Since that period, the depot has been restored, and the bridge superseded by an earthen mound; the road beneath being kept open by an arch of brick. The projecting rock, which formerly stretched out much further towards the river than at present, was cut away, to admit of the gears being extended in that quarter; and, about 1820, drops were introduced instead of the spouts. There are now eight drops extending from the lower or eastern side of the Gill, and three on the western side (not seen in our View), to which the coals are brought by another branch of the railway. The coals at present shipped here are those from the Earl of Durham's collieries, and those of Henry Stobart, Esq., at Lumley. The export of the Marquis of Londonderry's coals from hence is now discontinued; but those from Framwellgate Moor Colliery are expected to be brought hither. The drops here are capable of shipping 150 keels per day. They are differently constructed from those on the Tyne, the waggon being suspended from the extremity of a strong framing of beams, which turns on a central axle, and lowers its load to the deck of the vessel.
The partial image below, just of the staiths, appears next thanks to David Parkinson of the U.K., who kindly provided, in fact, the much larger complete image which is visible here for those who have an interest in seeing it. David, we thank you! And, I now find, the print is available at this wonderful web site.

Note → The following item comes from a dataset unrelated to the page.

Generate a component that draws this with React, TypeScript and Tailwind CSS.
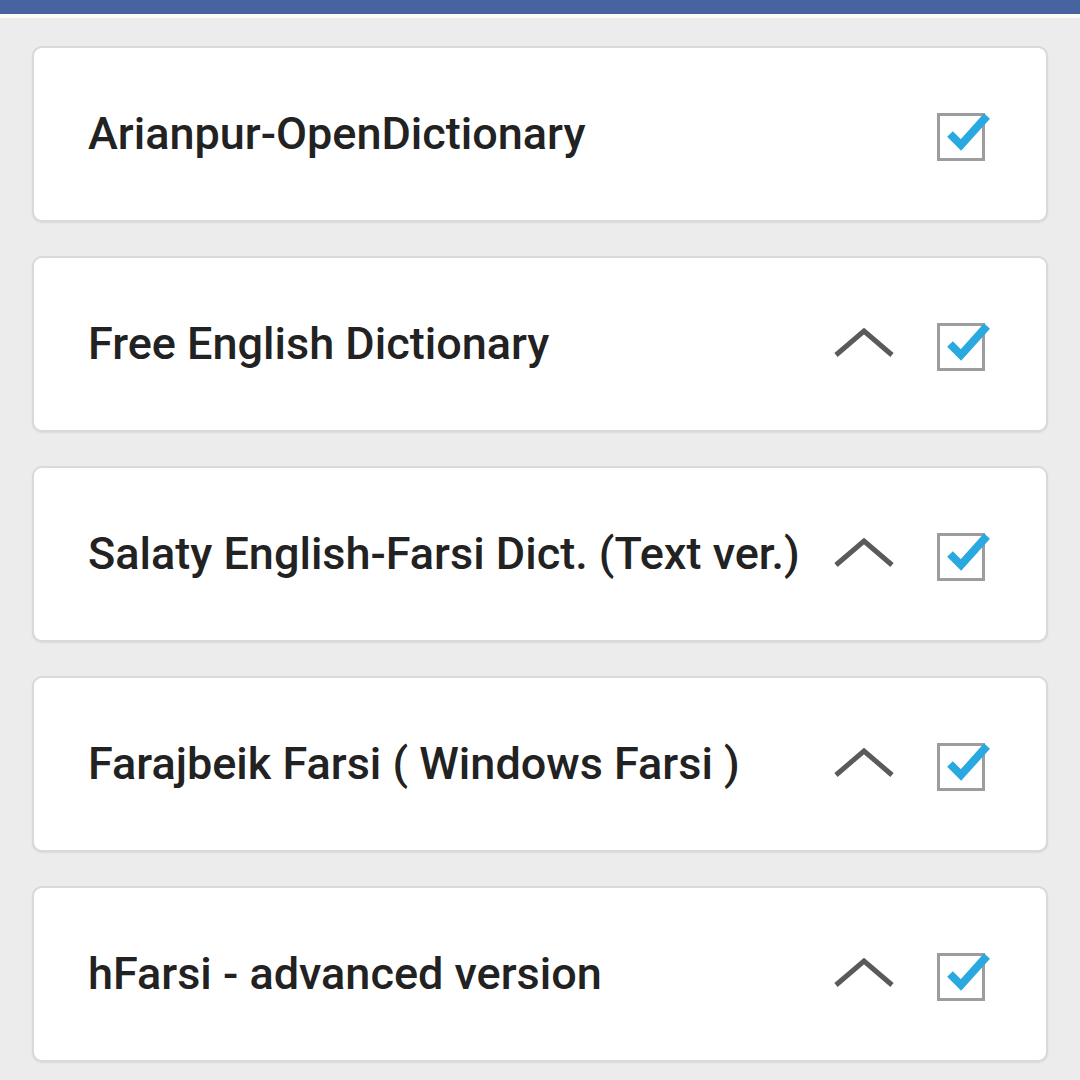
import React from 'react';

interface Dict {
  name: string;
  expandable: boolean;
}

const dicts: Dict[] = [
  { name: 'Arianpur-OpenDictionary', expandable: false },
  { name: 'Free English Dictionary', expandable: true },
  { name: 'Salaty English-Farsi Dict. (Text ver.)', expandable: true },
  { name: 'Farajbeik Farsi ( Windows Farsi )', expandable: true },
  { name: 'hFarsi - advanced version', expandable: true },
];

const Chevron = () => (
  <svg width="60" height="32" viewBox="0 0 60 32" className="shrink-0">
    <path d="M2 27 L30 3 L58 27" fill="none" stroke="#5a5a5a" strokeWidth="5" strokeLinejoin="miter" />
  </svg>
);

const CheckBox = () => (
  <svg width="60" height="60" viewBox="0 0 60 60" className="shrink-0">
    <rect x="6.5" y="10.5" width="45" height="45" fill="none" stroke="#9d9d9d" strokeWidth="3" />
    <path d="M18 30 L29 41 L55 12" fill="none" stroke="#2aa8e0" strokeWidth="8" strokeLinecap="butt" />
  </svg>
);

export default function App() {
  return (
    <div className="w-[1080px] h-[1080px] overflow-hidden bg-[#ececec] font-['Roboto',sans-serif]">
      <div className="h-[14px] bg-[#4764a0]" />
      <div className="h-[4px] bg-[#fbfbf4]" />
      <div className="flex flex-col gap-[34px] px-[32px] pt-[28px]">
        {dicts.map((d) => (
          <div
            key={d.name}
            className="h-[176px] flex items-center bg-white border-2 border-[#d9d9d9] rounded-[10px] pl-[54px] pr-[54px] shadow-[0_1px_2px_rgba(0,0,0,0.08)]"
          >
            <span className="flex-1 text-[45px] font-medium text-[#222] whitespace-nowrap">
              {d.name}
            </span>
            {d.expandable && (
              <div className="mr-[38px]">
                <Chevron />
              </div>
            )}
            <CheckBox />
          </div>
        ))}
      </div>
    </div>
  );
}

Thomas H. Hair? A prolific artist & engraver, c.1830/1875, noted for his industrial drawings. Who published in 1844 a volume entitled 'A series of views of the collieries in the Counties of Northumberland and Durham'. It contained engravings/etchings of 35 (or 42) Hair watercolours with an accompanying descriptive text by M. Ross, I believe of Newcastle. The Sunderland drops related text is available here. The book was republished quite recently but I hesitate to provide the specifics, finding the republication data at 'Bookfinder' confusing indeed (I searched for T H Hair). And ... other 'Hair' volumes were published also at about the same time period in the 19th century.
At left, a 1973 image of the staiths, with Hetton Staiths in the distance. In a Stafford Linsey image, I understand.

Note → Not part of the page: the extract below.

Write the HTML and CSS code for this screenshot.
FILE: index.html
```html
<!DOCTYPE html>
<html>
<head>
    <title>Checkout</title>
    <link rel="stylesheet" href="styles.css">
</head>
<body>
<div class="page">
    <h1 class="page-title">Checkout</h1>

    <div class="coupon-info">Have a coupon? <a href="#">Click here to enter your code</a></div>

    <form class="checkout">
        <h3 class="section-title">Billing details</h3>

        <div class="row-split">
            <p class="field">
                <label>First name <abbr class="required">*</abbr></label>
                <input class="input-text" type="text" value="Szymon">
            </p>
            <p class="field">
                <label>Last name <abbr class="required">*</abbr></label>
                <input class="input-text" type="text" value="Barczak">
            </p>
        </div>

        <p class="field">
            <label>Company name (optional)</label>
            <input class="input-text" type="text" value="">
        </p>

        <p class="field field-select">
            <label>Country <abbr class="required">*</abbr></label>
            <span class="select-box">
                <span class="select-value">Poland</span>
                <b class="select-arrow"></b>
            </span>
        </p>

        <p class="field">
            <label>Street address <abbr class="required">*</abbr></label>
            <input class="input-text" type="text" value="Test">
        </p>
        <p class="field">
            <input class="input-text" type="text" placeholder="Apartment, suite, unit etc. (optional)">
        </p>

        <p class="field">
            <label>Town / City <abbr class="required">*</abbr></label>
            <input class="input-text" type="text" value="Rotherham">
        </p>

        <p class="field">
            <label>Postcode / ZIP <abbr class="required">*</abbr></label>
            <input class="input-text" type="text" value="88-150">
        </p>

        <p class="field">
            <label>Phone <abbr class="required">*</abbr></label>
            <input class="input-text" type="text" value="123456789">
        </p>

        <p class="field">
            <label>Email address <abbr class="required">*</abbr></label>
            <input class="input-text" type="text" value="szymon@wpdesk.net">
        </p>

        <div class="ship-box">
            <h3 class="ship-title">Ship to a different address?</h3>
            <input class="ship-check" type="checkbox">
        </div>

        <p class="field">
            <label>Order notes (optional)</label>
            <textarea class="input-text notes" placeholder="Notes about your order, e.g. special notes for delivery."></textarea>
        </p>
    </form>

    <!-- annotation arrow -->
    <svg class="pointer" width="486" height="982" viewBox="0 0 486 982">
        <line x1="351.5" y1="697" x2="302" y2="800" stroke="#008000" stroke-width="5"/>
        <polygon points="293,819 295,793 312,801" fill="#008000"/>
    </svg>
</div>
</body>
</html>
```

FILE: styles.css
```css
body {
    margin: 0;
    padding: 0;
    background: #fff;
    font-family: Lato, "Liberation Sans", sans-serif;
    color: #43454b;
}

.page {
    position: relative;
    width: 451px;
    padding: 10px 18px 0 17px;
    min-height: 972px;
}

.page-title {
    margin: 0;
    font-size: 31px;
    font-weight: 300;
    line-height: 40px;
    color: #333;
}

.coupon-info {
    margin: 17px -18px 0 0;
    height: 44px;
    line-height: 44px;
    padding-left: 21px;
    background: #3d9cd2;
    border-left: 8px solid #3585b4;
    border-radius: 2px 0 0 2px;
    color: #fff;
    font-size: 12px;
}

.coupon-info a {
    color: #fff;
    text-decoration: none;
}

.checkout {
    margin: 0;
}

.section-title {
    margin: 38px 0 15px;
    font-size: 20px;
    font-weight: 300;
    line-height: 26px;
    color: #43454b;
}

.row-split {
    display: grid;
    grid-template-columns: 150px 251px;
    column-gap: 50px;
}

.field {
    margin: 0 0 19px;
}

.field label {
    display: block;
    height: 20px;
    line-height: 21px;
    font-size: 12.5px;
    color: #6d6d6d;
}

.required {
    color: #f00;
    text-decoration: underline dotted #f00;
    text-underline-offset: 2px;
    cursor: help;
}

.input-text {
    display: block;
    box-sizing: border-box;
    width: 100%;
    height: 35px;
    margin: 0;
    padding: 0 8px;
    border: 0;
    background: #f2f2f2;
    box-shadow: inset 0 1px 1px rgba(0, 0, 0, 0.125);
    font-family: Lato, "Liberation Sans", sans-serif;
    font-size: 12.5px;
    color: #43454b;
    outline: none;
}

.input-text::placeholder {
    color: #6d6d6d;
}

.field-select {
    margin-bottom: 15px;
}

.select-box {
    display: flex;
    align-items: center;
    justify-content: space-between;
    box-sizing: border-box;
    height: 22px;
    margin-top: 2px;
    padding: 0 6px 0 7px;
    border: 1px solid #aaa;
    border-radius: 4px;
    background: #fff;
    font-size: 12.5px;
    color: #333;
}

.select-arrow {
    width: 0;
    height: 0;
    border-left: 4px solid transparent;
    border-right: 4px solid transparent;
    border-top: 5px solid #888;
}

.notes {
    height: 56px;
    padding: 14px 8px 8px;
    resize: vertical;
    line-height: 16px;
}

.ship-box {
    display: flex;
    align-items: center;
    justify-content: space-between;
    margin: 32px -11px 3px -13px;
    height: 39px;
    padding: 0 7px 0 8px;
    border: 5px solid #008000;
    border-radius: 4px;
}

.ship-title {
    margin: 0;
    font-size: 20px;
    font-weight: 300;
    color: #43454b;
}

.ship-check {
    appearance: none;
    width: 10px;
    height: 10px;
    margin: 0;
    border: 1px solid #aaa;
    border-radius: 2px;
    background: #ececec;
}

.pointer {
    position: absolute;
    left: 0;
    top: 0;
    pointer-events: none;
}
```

It seems to me that the above image does not show us what the early Hetton Staiths looked like, even though the 'Hair' text talks of the 'first staiths'. In fact they would seem to have constituted a quite enormous structure, both in height & in length - in height since the drop to the river at that point, (to the west of the image above), was then so great & so very sheer. Images of Hetton Staiths can be seen in a number of places at the fine 'Pictures in Print' site. They are seen in an early form, at lower right, in this wonderful 'Hartley Glass Works' image, which I encourage you to view. The staiths are also visible in other 'Pictures in Print' images, specifically here & here. At the first of those links, the staiths are but a tiny part of the total image - & harder therefore for you to view. So I next provide a composite of the two images. The structure is stated to be 'The Hetton Staiths and Self Discharging Depot on the banks of the River Wear near Sunderland'.
An enormous structure, indeed!
A Feb. 2015 update - Fast forward to WW2. I next present an image of Zealous, a collier not built at Sunderland - rather built at Goole in 1902. It was at Hetton Drops when Sunderland was bombed by German aircraft on the night of Jun. 4, 1942. A bomb landed in the river & damaged Zealous moored alongside the Hetton Staiths. Fire Queen is busy pumping her out. Click the image below to see it in full size at Facebook's 'Sunderland Tugs & Shipbuilding in Pictures'. We thank 'Tyne & Wear Museums' for making the image available.
THE OLD GILL
A vivid memory of my childhood was being woken from sleep by the sound of coal trains running along a railway embankment some four streets away. Sometimes I watched the trains as they clattered past my friend's backdoor but the colliery steam locomotives were too small to be of much interest to a small boy & the story that the railway was once rope-hauled all the way from Hetton sounded very unlikely to me. I was much more interested in Burn Park at the bottom of our street.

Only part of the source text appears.